Time to build up land banks

Land prices stabilising as they have reached their peak: Analysts

The time is ripe for real estate developers to build up their land banks as land prices are stabilising, according to analysts.

According to Nomura’s latest Singapore property report, the recent tender for the 13,000-sq-m Upper Serangoon View site attracted “very tight” bids.

The top bid, put in jointly by Frasers Centrepoint, Far East Civil Engineering and Japanese developers Sekisui House, was $156.8 million, or $320 per square foot (psf) per plot ratio (ppr).

The next highest bid, tendered by unlisted developer Centurion, was around $152.9 million – a difference of only 2.6 per cent.

“The bids received were among the tightest for government land sales tenders since August last year and this could suggest developers’ expectations of land prices are approaching common ground,” the Nomura report said.

The narrowing of bids came despite the relatively lukewarm response to the tender. The Upper Serangoon View site attracted four bids, compared with six for the 15,630-sq-m Hougang Avenue 7 site.

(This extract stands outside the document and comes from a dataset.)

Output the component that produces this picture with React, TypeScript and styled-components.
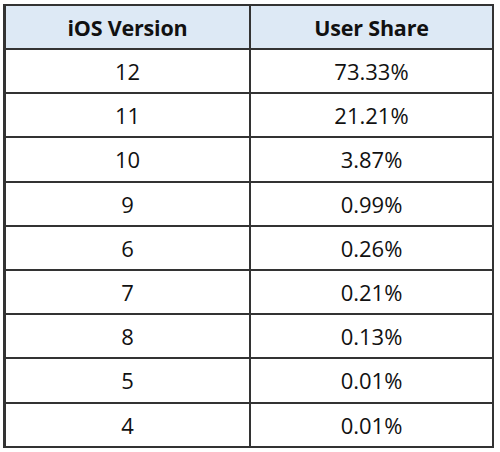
import React from "react";
import styled, { createGlobalStyle } from "styled-components";

const Global = createGlobalStyle`
  html, body { margin: 0; padding: 0; background: #ffffff; }
  body { width: 500px; height: 452px; overflow: hidden; }
`;

const Page = styled.div`
  padding: 4px 0 0 3px;
`;

const Table = styled.div`
  width: 491px;
  box-sizing: border-box;
  display: grid;
  grid-template-columns: 245px 1fr;
  border-left: 3px solid #333333;
  border-top: 2px solid #333333;
  border-right: 2px solid #333333;
  border-bottom: 2px solid #333333;
  font-family: "Open Sans", "Liberation Sans", sans-serif;
  color: #111111;
`;

const Cell = styled.div<{ $head?: boolean; $first?: boolean; $last?: boolean }>`
  height: ${(p) => (p.$head ? "42px" : "42.2px")};
  box-sizing: content-box;
  display: flex;
  align-items: center;
  justify-content: center;
  background: ${(p) => (p.$head ? "#dde9f5" : "#ffffff")};
  border-bottom: ${(p) => (p.$last ? "none" : "2px solid #333333")};
  border-right: ${(p) => (p.$first ? "2px solid #333333" : "none")};
  font-size: ${(p) => (p.$head ? "21.5px" : "22px")};
  font-weight: ${(p) => (p.$head ? 700 : 400)};
  letter-spacing: ${(p) => (p.$head ? "-0.2px" : "0")};
`;

const rows: [string, string][] = [
  ["12", "73.33%"],
  ["11", "21.21%"],
  ["10", "3.87%"],
  ["9", "0.99%"],
  ["6", "0.26%"],
  ["7", "0.21%"],
  ["8", "0.13%"],
  ["5", "0.01%"],
  ["4", "0.01%"],
];

export default function App() {
  return (
    <>
      <Global />
      <Page>
        <Table>
          <Cell $head $first>iOS Version</Cell>
          <Cell $head>User Share</Cell>
          {rows.map(([v, s], i) => (
            <React.Fragment key={i}>
              <Cell $first $last={i === rows.length - 1}>{v}</Cell>
              <Cell $last={i === rows.length - 1}>{s}</Cell>
            </React.Fragment>
          ))}
        </Table>
      </Page>
    </>
  );
}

The highest bid for the Hougang Avenue 7 site was $160 million, or $340 psf ppr, by Sim Lian Land.

Land prices are stabilising as they have reached their peak, noted Mr Colin Tan, head of research and consultancy at Chesterton Suntec International. They have tapered off from mid-year levels of $450 to $600 psf to about $350 to $400 psf, analysts say.

Now that the Ministry of National Development has announced the Government Land Sales programme for the first half of next year, future tenders may also see fewer bids as developers “conserve their resources for the new sites”, said Mr Nicholas Mak, executive director of research at SLP International.

On the other hand, competition for land could become more intense with the rising influx of foreign developers, analysts say.

Chinese developer MCC Land launched an executive condominium, The Canopy, in Yishun early last month.

Meanwhile, Japanese developers Sekisui House and Mitsui Fudosan have collaborated with local partners, a trend which will likely continue as this is the easiest way to break into a new market, analysts say.

“As foreign developers see less upside in their own home markets, they will be tempted to invest overseas,” said Mr Tan.

The rising Singapore dollar is also an attraction, as it translates into higher capital values for Singapore properties.

Allowing foreign developers to bid for land could also benefit home buyers.

“They could bring in new ideas. Greater competition could produce better products or lower prices for consumers,” said Mr Tan.